Steve Marsh rejected subleasing for a different reason. The founder of Smarsh, a San Francisco firm that archives e-mails and instant messages for financial companies, pursued several sublease opportunities while hunting for space for a branch office in New York City this past June. But he was put off for security reasons. Because his computer systems house sensitive client information, it was unacceptable to him that sublessors couldn't tell him exactly who would have access to his space.
With these concerns duly noted, it's fair to say that subleasing has worked out great for some people. Two years ago, when there was less commercial space on the market, Justin Abernathy moved his direct marketing company, SureClick Promotions, to a brownstone on the outskirts of Washington, D.C. Having outgrown the space, he recently took over another company's lease for a 4,600-square-foot furnished office downtown. All it needed was a little repainting. Abernathy pays $8 less per square foot than what the tenant is charged. He's already hired five new employees who wouldn't have fit in the old space. And he only has an 18-month commitment, with an option to sign a longer lease later. "For me that was better than signing a five- or a 10-year lease because I don't know if we'll need this much space five years from now," he says.
I have empty space. Should I sublease it to someone?
Unless a lease specifies criteria for subletting, it is usually forbidden except at the landlord's whim. If you are in the process of moving and would like to sublease all or part of your new space, negotiate subleasing terms like any other. Most landlords will demand the right to review the credit and financial standing of the subtenant, as well as a final right of approval. In return for that, negotiate a short approval time and specify that failure to respond will be considered approval. You should also make sure there are no restrictions that hinder your ability to market the space or discount the rent if necessary.
In terms of contracts, you'll want to sign one with the sublessee, and it's also possible your landlord will require a sublease consent document signed by all three parties, defining rights and responsibilities. As far as finding the right subtenant, Abernathy, who has leased part of his office in the past, says, "It's like looking for a new roommate in college. You have to find one that you will get along with and will be a good fit with your company's culture."
How long a lease should I sign?
Ten years, if you can swing it. "We think that in five years, prices will be back up again, so it's best to lock in the low rates for as long as you can," says Bill Goade, chairman of Boston-based CRESA Partners, another national commercial real estate brokerage that represents tenants. Ironically, Goade, who leased new space in June, was himself unable to persuade his landlord to commit to more than a seven-year deal. Still, he went ahead with the lease because it meant moving into a Class A waterfront office overlooking the harbor for "basically the same price" as the Class B space CRESA had called home for 14 years.
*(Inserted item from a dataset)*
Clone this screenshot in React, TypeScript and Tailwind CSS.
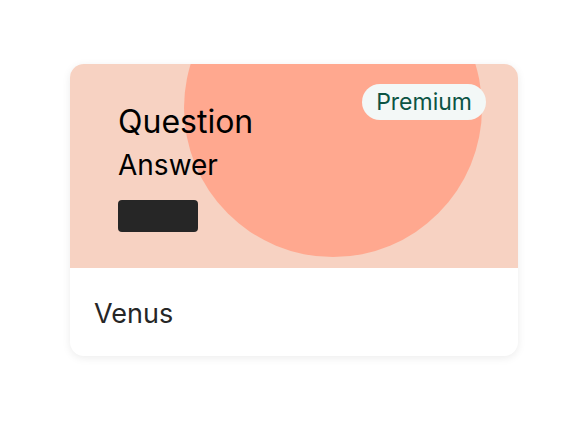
export default function App() {
  return (
    <div className="min-h-[430px] w-[588px] bg-white pt-16 pl-[70px]" style={{ fontFamily: "Inter, 'Noto Sans', sans-serif" }}>
      <div className="w-[448px] overflow-hidden rounded-[14px] bg-white shadow-[0_2px_8px_rgba(0,0,0,0.08)]">
        <div className="relative h-[204px] overflow-hidden bg-[#f7d2c2]">
          <div className="absolute left-[114px] top-[-105px] h-[298px] w-[298px] rounded-full bg-[#ffa88f]" />
          <span className="absolute right-8 top-5 rounded-full bg-[#f3f8f7] px-[14px] py-1 text-[23px] leading-7 text-[#0b5444]">
            Premium
          </span>
          <div className="relative flex flex-col items-start pl-12 pt-[38px]">
            <div className="text-[32px] leading-[40px] text-black">Question</div>
            <div className="mt-[5px] text-[28px] leading-[36px] text-black">Answer</div>
            <div className="mt-[17px] h-8 w-20 rounded bg-[#262626]" />
          </div>
        </div>
        <div className="flex h-[88px] items-center px-6 pt-[3px] text-[27px] leading-9 text-[#262626]">Venus</div>
      </div>
    </div>
  );
}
How does this figure into my taxes?
The Internal Revenue Service requires that tenant improvements, broker's commissions, and legal fees be amortized over 39 years, even though most leases have a much shorter lifespan of 5, 7, or 10 years. "It's kind of a glitch in the tax law," says Arthur Koplowitz, partner at New York City accounting firm Weinick Sanders Leventhal & Co. After your lease is up -- or if you terminate it -- you have to write off the remaining expenses all at once. Suffice it to say, this is illogical and unfair, but sometimes you can use it to help balance out the upfront expenses that can't immediately be written off if you move to a new space. Some furniture, fixtures, machinery, and equipment (up to $100,000) can be written off right away with a Section 179 deduction. Otherwise, those expenses must be amortized over seven years.
Do I really need to consult a lawyer?
Yes. Even after you've reviewed the lease yourself, have a lawyer look it over because it's often the most glazed-eye-inducing portions that matter. The fine print usually includes tenant and landlord responsibilities in the event of fire, casualties, or other damage. Sometimes, important tenant protections are omitted. Consider Brett Hobson, CEO of Comfort Experts, a firm in Fort Worth, Texas, that installs and repairs air conditioners. His office is near train tracks. On January 30, at 7:20 a.m., a freight train derailed and slammed into the back of the 6,000-square-foot commercial space he leases. Hobson is thankful that none of his employees, some of whom normally work at that hour, was present when the train hit. But he cannot fathom that, because of ambiguity in his lease, he is still locked into the agreement, and he continues to pay rent on the unusable space. And that's on top of the $1.5 million to $2 million he lost in damage and missed sales.
More prosaic incidents can also result in steep losses. In recent years, for example, some unlucky California business owners discovered that, during repeated power outages, their landlords were under no contractual obligation to supply a generator or provide a rent abatement even if the building went dark for days on end.